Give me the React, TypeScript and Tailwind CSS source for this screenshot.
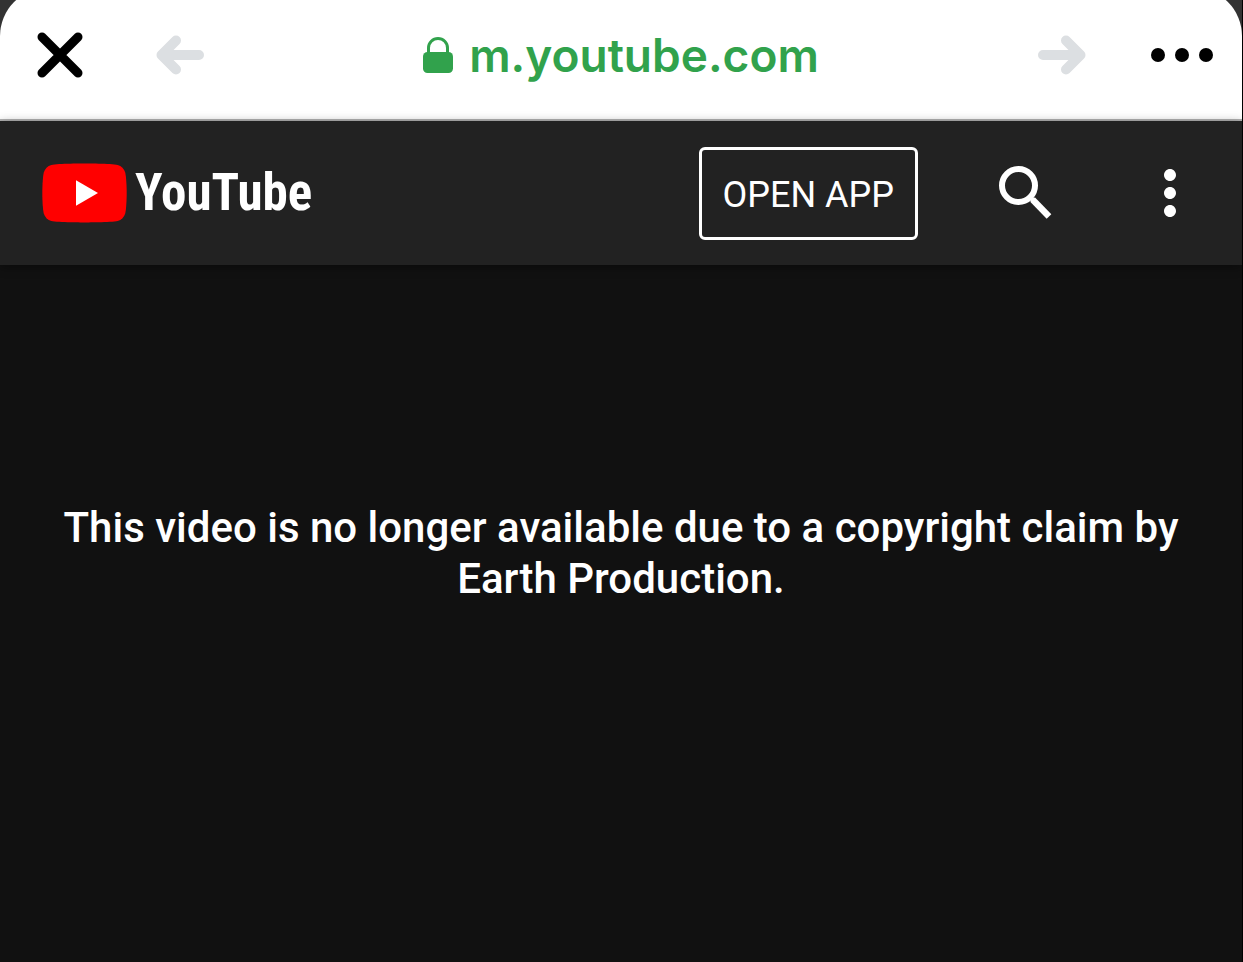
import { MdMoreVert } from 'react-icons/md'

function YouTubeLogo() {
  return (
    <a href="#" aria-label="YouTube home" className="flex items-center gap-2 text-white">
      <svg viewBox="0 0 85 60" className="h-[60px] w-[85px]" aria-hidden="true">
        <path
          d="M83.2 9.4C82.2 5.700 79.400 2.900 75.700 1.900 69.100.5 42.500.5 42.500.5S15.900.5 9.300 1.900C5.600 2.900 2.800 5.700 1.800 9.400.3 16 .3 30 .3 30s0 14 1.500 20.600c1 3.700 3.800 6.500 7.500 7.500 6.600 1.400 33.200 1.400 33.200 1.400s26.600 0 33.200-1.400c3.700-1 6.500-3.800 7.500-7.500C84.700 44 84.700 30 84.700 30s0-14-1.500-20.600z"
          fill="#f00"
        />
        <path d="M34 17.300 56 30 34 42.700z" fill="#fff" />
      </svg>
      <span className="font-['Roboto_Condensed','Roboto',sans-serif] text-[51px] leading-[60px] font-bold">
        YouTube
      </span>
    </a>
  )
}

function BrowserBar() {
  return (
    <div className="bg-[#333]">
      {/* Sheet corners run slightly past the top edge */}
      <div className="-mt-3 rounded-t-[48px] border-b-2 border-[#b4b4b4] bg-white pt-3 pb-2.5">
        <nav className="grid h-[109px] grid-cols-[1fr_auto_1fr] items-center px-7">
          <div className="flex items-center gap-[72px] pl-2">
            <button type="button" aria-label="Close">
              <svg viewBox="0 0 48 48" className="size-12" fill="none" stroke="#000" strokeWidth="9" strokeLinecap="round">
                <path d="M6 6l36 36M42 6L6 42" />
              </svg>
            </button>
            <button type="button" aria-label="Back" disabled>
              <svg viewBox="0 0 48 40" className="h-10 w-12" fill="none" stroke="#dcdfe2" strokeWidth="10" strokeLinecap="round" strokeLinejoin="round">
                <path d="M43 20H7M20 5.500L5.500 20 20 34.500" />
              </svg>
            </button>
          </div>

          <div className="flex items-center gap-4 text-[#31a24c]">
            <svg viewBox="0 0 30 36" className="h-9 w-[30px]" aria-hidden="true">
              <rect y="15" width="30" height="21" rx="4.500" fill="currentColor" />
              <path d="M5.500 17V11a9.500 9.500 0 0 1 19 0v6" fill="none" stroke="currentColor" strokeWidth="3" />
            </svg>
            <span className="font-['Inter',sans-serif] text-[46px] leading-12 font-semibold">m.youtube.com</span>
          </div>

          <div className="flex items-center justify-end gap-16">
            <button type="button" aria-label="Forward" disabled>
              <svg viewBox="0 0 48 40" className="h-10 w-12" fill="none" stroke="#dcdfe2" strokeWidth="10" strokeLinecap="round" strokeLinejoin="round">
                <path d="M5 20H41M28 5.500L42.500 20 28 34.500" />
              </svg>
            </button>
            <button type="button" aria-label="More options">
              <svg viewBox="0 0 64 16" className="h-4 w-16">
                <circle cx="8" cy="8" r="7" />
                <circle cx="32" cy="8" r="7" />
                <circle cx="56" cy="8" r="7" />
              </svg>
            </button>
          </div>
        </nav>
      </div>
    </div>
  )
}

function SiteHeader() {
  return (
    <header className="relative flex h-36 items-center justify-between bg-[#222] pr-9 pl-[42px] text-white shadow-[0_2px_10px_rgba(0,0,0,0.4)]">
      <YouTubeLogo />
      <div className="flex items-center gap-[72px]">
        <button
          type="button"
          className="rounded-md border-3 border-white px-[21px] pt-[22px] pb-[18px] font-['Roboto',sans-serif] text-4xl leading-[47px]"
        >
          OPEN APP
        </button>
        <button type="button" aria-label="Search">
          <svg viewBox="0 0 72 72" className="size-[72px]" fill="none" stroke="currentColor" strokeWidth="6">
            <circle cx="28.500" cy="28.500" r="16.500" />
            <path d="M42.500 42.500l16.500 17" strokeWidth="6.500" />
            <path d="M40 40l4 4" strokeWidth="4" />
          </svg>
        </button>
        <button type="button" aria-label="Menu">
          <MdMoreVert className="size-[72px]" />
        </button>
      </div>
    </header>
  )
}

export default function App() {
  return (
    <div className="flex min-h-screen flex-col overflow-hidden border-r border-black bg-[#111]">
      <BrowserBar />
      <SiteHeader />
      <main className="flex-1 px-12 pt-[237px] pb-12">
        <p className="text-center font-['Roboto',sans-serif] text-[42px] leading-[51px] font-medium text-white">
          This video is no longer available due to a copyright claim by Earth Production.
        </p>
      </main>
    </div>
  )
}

★ ★ ★ ★

→ **The task**: Retype each line of the listing above word for word. Exclude the pictures.

→ **Response for this exercise**:
Give me the React, TypeScript and Tailwind CSS source for this screenshot.
import { MdMoreVert } from 'react-icons/md'

function YouTubeLogo() {
  return (
    <a href="#" aria-label="YouTube home" className="flex items-center gap-2 text-white">
      <svg viewBox="0 0 85 60" className="h-[60px] w-[85px]" aria-hidden="true">
        <path
          d="M83.2 9.4C82.2 5.700 79.400 2.900 75.700 1.900 69.100.5 42.500.5 42.500.5S15.900.5 9.300 1.900C5.600 2.900 2.800 5.700 1.800 9.400.3 16 .3 30 .3 30s0 14 1.500 20.600c1 3.700 3.800 6.500 7.500 7.500 6.600 1.400 33.200 1.400 33.200 1.400s26.600 0 33.200-1.400c3.700-1 6.500-3.800 7.500-7.500C84.700 44 84.700 30 84.700 30s0-14-1.500-20.600z"
          fill="#f00"
        />
        <path d="M34 17.300 56 30 34 42.700z" fill="#fff" />
      </svg>
      <span className="font-['Roboto_Condensed','Roboto',sans-serif] text-[51px] leading-[60px] font-bold">
        YouTube
      </span>
    </a>
  )
}

function BrowserBar() {
  return (
    <div className="bg-[#333]">
      {/* Sheet corners run slightly past the top edge */}
      <div className="-mt-3 rounded-t-[48px] border-b-2 border-[#b4b4b4] bg-white pt-3 pb-2.5">
        <nav className="grid h-[109px] grid-cols-[1fr_auto_1fr] items-center px-7">
          <div className="flex items-center gap-[72px] pl-2">
            <button type="button" aria-label="Close">
              <svg viewBox="0 0 48 48" className="size-12" fill="none" stroke="#000" strokeWidth="9" strokeLinecap="round">
                <path d="M6 6l36 36M42 6L6 42" />
              </svg>
            </button>
            <button type="button" aria-label="Back" disabled>
              <svg viewBox="0 0 48 40" className="h-10 w-12" fill="none" stroke="#dcdfe2" strokeWidth="10" strokeLinecap="round" strokeLinejoin="round">
                <path d="M43 20H7M20 5.500L5.500 20 20 34.500" />
              </svg>
            </button>
          </div>

          <div className="flex items-center gap-4 text-[#31a24c]">
            <svg viewBox="0 0 30 36" className="h-9 w-[30px]" aria-hidden="true">
              <rect y="15" width="30" height="21" rx="4.500" fill="currentColor" />
              <path d="M5.500 17V11a9.500 9.500 0 0 1 19 0v6" fill="none" stroke="currentColor" strokeWidth="3" />
            </svg>
            <span className="font-['Inter',sans-serif] text-[46px] leading-12 font-semibold">m.youtube.com</span>
          </div>

          <div className="flex items-center justify-end gap-16">
            <button type="button" aria-label="Forward" disabled>
              <svg viewBox="0 0 48 40" className="h-10 w-12" fill="none" stroke="#dcdfe2" strokeWidth="10" strokeLinecap="round" strokeLinejoin="round">
                <path d="M5 20H41M28 5.500L42.500 20 28 34.500" />
              </svg>
            </button>
            <button type="button" aria-label="More options">
              <svg viewBox="0 0 64 16" className="h-4 w-16">
                <circle cx="8" cy="8" r="7" />
                <circle cx="32" cy="8" r="7" />
                <circle cx="56" cy="8" r="7" />
              </svg>
            </button>
          </div>
        </nav>
      </div>
    </div>
  )
}

function SiteHeader() {
  return (
    <header className="relative flex h-36 items-center justify-between bg-[#222] pr-9 pl-[42px] text-white shadow-[0_2px_10px_rgba(0,0,0,0.4)]">
      <YouTubeLogo />
      <div className="flex items-center gap-[72px]">
        <button
          type="button"
          className="rounded-md border-3 border-white px-[21px] pt-[22px] pb-[18px] font-['Roboto',sans-serif] text-4xl leading-[47px]"
        >
          OPEN APP
        </button>
        <button type="button" aria-label="Search">
          <svg viewBox="0 0 72 72" className="size-[72px]" fill="none" stroke="currentColor" strokeWidth="6">
            <circle cx="28.500" cy="28.500" r="16.500" />
            <path d="M42.500 42.500l16.500 17" strokeWidth="6.500" />
            <path d="M40 40l4 4" strokeWidth="4" />
          </svg>
        </button>
        <button type="button" aria-label="Menu">
          <MdMoreVert className="size-[72px]" />
        </button>
      </div>
    </header>
  )
}

export default function App() {
  return (
    <div className="flex min-h-screen flex-col overflow-hidden border-r border-black bg-[#111]">
      <BrowserBar />
      <SiteHeader />
      <main className="flex-1 px-12 pt-[237px] pb-12">
        <p className="text-center font-['Roboto',sans-serif] text-[42px] leading-[51px] font-medium text-white">
          This video is no longer available due to a copyright claim by Earth Production.
        </p>
      </main>
    </div>
  )
}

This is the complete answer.